Formation of ordered cobalt nanowire arrays in the mesoporous silica channels*
Marina V. Chernysheva1, Nina A. Sapoletova1, Andrei A. Eliseev1, Alexey V. Lukashin1, Yuri D. Tretyakov1, and Peter Goernert2
1Department of Materials Science, Moscow State University, Moscow, 119992, Russia; 2INNOVENT, Prüssingstrasse 27 B, D-07745 Jena, Germany
Abstract: Here we report the synthesis and investigation of cobalt nanowire arrays using mesoporous silica as a host material. In the present work, a novel variant of synthesis of ordered magnetic nanowires in the mesoporous silica matrix was suggested. The method is based on incorporation of a hydrophobic metal compound Co2(CO)8 into the hydrophobic part of the silica-surfactant composite. The amount of cobalt intercalated into the mesoporous matrix was measured by chemical analysis (~5 wt %). Additional thermal modification was performed in order to provide a crystallization process of the cobalt nanowires. The prepared nanocomposites were characterized by X-ray diffraction (XRD), small-angle X-ray spectroscopy (SAXS), transmission electron microscopy (TEM), nitrogen capillary adsorption method (BET and BJH), and magnetic measurements. The anisotropy parameters of nanowires were determined using temperature dependence of magnetic susceptibility. For cobalt-containing sample annealed at 300 °C (form factor of nanowire higher than 16), the coercive force at room temperature was found to be 42.2 kA/m at saturation magnetization of 0.5 A.m2/kg, which is nearly sufficient for modern information recording media. According to TEM studies, cobalt particles are uniform and well ordered in the silica matrix.
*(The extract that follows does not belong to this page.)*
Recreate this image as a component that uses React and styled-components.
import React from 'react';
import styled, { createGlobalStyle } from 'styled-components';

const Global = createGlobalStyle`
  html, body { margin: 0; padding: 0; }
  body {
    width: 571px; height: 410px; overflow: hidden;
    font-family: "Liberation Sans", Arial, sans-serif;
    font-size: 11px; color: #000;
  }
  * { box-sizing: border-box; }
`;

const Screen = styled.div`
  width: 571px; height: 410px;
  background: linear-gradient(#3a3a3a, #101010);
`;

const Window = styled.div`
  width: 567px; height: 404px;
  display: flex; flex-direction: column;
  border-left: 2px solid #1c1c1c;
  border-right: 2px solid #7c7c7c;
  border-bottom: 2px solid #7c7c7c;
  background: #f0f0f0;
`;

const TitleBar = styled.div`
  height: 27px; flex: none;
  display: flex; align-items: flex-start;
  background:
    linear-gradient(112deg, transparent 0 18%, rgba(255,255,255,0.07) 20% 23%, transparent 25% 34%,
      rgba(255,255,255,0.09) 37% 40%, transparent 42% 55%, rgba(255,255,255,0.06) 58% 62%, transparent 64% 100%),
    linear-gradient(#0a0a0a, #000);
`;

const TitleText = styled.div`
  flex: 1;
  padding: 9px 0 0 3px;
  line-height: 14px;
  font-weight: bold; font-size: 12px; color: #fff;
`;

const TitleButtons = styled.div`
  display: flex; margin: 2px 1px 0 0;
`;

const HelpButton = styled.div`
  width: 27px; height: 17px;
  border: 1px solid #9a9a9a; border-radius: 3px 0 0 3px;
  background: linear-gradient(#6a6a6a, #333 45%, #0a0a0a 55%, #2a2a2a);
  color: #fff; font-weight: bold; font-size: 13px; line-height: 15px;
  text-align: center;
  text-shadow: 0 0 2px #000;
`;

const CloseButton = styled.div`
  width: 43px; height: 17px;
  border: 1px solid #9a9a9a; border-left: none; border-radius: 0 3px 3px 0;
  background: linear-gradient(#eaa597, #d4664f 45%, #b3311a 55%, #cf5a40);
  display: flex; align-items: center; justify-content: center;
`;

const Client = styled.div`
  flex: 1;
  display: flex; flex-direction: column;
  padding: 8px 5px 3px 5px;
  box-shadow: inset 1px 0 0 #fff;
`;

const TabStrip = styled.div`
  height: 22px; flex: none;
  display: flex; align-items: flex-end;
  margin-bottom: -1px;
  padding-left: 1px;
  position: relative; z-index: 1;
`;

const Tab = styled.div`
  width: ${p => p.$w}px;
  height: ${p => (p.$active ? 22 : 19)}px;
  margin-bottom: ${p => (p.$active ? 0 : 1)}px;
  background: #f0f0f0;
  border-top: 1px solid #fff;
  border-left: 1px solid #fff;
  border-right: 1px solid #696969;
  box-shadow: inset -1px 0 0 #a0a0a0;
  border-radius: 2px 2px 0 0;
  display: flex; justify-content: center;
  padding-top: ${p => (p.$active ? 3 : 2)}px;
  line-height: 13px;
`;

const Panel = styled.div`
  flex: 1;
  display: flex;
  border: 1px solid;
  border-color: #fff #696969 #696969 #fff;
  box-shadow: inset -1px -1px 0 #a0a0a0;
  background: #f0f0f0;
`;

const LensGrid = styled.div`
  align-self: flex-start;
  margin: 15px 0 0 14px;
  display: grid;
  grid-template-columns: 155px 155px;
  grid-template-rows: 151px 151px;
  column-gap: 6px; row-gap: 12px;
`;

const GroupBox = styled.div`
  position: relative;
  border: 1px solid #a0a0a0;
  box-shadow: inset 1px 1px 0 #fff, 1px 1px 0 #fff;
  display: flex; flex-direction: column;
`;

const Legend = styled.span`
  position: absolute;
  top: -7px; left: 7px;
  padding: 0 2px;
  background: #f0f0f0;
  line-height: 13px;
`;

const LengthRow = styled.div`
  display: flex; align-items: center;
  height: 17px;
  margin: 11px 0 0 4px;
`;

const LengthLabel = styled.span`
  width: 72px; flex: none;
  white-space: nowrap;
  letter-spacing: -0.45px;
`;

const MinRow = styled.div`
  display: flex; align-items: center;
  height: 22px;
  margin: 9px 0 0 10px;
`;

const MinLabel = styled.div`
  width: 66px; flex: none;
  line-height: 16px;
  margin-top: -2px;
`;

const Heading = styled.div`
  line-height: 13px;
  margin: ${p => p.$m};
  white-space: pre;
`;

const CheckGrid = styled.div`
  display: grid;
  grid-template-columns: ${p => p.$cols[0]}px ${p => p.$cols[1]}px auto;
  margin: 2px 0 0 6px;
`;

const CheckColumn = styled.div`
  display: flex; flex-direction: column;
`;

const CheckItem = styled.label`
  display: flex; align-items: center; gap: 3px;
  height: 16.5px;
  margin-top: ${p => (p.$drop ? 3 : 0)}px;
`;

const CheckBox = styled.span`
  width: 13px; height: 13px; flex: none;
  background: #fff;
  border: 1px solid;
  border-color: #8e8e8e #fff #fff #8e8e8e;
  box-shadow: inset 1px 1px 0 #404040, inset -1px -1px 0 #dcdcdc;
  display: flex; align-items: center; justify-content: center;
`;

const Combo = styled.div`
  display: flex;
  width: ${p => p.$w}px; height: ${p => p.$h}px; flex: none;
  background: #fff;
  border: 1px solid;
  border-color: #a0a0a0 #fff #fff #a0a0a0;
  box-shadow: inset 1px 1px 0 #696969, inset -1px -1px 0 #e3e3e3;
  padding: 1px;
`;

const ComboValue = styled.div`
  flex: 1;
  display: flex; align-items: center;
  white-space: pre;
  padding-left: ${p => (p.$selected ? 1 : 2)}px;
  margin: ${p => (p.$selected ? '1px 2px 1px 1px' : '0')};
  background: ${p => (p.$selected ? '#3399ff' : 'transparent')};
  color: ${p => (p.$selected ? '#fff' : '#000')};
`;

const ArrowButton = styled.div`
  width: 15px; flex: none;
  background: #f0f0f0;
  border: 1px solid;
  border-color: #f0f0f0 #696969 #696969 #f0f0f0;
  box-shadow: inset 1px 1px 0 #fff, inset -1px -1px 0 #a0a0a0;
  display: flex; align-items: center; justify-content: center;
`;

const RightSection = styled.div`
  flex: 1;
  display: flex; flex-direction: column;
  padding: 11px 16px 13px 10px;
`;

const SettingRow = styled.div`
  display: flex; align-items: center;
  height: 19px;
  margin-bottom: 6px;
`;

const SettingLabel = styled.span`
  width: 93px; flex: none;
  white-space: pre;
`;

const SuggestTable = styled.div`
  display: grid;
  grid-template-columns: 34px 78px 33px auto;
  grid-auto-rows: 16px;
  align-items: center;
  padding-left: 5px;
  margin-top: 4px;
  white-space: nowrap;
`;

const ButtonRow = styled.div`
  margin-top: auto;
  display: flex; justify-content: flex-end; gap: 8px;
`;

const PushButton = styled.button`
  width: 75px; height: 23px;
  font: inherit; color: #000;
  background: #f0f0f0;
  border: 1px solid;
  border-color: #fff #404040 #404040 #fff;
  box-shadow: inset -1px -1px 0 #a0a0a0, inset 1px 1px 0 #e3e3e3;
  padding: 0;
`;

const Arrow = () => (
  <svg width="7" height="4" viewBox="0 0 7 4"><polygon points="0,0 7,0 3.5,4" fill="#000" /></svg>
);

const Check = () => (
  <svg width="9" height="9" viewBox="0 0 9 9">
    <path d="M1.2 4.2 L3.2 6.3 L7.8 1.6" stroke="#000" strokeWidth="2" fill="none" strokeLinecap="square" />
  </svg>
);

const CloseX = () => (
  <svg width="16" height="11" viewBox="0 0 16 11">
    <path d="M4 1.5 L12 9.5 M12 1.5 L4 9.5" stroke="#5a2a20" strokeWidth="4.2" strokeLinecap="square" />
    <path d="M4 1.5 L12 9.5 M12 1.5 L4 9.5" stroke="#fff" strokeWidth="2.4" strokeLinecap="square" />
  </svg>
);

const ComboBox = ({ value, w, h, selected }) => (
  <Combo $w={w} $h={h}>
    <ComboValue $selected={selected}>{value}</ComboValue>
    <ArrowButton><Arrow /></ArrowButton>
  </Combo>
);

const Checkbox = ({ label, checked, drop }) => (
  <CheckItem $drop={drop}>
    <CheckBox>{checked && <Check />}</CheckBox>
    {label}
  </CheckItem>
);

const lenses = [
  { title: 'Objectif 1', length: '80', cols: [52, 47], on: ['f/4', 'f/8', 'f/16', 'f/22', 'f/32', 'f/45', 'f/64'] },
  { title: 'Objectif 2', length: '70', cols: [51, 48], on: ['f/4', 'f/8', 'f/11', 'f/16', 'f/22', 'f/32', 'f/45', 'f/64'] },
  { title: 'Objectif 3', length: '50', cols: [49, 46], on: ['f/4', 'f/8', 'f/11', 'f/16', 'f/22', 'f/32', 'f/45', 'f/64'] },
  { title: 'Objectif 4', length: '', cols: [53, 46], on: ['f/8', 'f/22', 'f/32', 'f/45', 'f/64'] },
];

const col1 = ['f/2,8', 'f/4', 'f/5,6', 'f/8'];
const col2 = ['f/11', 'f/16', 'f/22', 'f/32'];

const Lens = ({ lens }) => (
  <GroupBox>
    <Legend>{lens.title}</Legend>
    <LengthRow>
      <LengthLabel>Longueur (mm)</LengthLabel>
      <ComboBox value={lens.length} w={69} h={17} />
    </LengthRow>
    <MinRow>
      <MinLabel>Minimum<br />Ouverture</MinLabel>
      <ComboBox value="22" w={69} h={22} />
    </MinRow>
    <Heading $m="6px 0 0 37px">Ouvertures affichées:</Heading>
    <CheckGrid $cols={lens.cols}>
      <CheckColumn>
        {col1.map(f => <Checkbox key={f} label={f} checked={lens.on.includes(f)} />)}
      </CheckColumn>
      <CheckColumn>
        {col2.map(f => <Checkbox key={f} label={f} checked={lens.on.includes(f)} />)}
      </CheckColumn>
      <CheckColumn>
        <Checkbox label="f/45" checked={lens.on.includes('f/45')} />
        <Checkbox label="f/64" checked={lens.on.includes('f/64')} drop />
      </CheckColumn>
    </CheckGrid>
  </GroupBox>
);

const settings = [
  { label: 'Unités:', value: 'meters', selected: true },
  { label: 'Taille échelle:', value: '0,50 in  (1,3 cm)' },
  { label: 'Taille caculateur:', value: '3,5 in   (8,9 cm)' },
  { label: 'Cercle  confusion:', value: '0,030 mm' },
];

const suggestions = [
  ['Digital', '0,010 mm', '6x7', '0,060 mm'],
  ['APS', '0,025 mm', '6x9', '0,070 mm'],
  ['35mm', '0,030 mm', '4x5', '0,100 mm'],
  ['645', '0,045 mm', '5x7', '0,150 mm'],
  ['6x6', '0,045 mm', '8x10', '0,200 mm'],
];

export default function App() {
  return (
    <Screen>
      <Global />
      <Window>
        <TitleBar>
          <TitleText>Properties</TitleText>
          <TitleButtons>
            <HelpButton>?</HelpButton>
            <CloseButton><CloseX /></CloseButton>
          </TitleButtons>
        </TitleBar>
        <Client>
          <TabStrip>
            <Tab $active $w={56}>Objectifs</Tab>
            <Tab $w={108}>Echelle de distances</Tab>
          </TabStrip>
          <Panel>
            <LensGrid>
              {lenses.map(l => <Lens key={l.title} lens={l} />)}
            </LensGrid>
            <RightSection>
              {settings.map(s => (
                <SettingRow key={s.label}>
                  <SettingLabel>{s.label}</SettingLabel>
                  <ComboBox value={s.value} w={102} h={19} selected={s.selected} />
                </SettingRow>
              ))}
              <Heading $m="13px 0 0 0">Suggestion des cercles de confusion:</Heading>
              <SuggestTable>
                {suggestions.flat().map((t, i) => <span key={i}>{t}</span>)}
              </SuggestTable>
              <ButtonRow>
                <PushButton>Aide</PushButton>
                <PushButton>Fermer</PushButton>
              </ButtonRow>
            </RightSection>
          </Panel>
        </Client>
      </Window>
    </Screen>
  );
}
Thus, the suggested method leads to one-dimensional anisotropic nanostructures, which could find an application in high-density data storage devices.
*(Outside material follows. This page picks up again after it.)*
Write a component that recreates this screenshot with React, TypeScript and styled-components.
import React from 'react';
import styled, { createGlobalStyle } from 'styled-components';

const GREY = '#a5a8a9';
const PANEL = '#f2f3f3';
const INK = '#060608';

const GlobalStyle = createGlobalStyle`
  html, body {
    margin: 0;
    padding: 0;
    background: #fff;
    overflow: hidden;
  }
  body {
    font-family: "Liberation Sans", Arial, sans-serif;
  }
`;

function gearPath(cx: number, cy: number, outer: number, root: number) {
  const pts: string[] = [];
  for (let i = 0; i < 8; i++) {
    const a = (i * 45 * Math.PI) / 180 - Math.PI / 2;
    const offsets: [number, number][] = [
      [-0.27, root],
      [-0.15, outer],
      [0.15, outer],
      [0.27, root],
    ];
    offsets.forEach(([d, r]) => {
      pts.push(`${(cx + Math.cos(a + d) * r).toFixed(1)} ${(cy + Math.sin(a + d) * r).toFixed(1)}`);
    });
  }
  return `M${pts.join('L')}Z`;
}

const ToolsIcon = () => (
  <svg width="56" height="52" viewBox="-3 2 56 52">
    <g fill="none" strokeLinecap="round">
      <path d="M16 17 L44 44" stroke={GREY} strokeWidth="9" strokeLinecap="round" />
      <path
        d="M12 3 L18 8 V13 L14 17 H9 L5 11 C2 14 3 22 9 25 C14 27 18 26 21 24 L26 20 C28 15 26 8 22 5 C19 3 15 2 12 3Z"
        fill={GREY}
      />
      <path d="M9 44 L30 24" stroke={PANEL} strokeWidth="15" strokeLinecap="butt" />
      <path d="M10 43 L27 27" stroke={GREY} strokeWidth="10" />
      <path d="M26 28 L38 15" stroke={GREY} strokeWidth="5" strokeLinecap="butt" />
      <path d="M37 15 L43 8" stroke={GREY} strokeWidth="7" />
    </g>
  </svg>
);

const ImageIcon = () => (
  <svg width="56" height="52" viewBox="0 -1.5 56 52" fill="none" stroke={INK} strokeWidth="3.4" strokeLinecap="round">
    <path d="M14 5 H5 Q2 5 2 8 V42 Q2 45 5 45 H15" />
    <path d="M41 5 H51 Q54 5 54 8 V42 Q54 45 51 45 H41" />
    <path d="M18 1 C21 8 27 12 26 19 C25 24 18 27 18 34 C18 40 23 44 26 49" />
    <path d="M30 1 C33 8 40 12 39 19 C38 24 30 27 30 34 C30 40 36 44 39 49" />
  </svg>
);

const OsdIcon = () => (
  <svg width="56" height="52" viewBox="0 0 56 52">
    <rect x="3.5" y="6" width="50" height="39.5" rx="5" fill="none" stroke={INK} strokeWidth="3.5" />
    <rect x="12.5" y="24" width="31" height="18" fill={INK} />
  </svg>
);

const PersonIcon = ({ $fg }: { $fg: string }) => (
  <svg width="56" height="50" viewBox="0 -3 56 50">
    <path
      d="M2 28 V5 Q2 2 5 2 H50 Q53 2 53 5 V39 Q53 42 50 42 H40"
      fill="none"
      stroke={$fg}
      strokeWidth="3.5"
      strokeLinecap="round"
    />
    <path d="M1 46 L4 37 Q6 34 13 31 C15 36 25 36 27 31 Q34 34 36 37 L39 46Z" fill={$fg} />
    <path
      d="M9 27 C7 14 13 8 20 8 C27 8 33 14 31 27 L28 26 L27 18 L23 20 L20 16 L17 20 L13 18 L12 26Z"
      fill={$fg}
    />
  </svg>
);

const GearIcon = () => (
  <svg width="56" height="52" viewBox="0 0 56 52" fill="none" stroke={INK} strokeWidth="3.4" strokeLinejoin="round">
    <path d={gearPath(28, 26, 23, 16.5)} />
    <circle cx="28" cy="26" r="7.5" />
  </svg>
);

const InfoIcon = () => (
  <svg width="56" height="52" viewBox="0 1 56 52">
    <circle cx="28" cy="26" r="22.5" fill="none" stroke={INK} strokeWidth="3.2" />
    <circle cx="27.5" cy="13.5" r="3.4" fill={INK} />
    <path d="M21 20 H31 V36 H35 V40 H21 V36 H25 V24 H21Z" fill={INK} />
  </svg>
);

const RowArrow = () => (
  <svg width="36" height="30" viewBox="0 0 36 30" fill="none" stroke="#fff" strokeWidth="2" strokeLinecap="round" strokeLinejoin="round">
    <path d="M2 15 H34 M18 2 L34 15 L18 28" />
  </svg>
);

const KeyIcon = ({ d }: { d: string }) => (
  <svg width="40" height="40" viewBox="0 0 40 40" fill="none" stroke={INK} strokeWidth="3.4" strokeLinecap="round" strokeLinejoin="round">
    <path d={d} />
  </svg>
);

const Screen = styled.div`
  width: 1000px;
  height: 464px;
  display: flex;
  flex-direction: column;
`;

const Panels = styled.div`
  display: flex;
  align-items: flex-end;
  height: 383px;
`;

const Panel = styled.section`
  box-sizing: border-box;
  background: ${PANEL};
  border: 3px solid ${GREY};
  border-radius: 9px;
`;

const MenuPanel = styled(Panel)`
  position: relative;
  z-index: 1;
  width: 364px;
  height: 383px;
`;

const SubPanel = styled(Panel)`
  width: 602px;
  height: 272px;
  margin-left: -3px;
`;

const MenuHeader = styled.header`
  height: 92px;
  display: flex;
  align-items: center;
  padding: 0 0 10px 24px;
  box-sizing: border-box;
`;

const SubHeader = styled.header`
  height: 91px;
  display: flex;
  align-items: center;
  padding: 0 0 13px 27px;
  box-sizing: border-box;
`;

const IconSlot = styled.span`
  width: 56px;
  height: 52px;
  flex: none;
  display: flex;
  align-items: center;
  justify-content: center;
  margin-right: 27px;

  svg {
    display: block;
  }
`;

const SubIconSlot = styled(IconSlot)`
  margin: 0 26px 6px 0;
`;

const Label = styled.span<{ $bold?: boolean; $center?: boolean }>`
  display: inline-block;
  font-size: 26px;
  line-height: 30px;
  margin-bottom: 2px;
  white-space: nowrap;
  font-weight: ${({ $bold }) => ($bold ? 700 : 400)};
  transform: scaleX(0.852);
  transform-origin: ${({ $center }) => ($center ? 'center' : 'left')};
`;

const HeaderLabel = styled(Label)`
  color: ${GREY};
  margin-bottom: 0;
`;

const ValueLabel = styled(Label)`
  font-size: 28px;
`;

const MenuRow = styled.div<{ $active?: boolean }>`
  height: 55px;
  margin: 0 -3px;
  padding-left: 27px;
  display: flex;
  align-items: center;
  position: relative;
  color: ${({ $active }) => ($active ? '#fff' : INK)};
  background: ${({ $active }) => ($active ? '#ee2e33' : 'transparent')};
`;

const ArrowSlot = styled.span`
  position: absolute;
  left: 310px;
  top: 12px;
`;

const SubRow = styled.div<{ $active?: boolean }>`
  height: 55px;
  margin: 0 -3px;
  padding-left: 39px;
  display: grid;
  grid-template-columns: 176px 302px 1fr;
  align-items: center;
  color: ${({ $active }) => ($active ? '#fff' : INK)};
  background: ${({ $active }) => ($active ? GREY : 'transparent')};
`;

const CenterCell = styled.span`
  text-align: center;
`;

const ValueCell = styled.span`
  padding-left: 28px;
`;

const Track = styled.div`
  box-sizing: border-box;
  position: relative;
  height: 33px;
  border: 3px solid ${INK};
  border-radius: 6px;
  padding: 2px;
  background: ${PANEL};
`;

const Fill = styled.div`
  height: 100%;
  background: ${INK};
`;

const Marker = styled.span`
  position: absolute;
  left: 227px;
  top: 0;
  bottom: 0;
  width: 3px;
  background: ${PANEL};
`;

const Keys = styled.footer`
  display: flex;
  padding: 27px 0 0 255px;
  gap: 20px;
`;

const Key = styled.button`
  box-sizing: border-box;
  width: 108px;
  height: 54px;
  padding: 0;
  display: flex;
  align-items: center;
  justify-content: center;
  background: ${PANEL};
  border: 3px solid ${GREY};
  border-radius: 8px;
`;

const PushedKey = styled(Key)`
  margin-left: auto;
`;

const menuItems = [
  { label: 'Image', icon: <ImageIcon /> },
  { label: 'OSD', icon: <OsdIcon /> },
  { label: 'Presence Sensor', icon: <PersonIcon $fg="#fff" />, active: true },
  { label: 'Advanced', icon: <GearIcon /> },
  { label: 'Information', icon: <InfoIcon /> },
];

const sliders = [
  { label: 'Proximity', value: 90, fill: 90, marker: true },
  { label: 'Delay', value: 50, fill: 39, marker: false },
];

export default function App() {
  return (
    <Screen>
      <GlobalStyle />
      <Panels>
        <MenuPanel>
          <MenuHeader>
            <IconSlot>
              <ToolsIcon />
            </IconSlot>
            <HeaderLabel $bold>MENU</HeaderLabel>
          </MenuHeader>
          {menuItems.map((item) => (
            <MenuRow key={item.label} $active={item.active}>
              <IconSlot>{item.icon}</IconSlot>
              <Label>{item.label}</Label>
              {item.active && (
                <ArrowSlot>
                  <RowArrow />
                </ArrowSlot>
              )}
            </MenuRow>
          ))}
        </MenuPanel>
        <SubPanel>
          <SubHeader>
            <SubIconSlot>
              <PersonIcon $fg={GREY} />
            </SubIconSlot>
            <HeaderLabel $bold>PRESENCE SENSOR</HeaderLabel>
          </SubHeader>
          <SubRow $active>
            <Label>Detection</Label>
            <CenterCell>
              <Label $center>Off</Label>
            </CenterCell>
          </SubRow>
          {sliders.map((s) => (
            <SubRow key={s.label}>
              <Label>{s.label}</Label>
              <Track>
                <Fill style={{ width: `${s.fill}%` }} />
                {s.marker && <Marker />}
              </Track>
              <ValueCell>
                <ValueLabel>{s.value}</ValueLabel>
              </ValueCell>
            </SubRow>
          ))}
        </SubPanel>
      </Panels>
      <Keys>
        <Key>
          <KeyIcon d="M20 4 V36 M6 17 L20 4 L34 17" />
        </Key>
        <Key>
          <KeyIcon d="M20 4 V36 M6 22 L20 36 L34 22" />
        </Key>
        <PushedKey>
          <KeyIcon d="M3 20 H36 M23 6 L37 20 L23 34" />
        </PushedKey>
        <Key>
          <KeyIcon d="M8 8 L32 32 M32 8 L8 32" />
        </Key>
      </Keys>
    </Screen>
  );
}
Keywords: nanocomposites; magnetic nanowires; cobalt; mesoporous silica; anisotropy; ordered nanowire arrays; magnetic data storage.
*Paper based on a presentation at the 3rd IUPAC Workshop on New Directions in Chemistry - Workshop on Nanostructured Advanced Materials (WAM III), Stellenbosch, South Africa, 5-9 September 2005. Other presentations are published in this issue, pp. 1619-1801.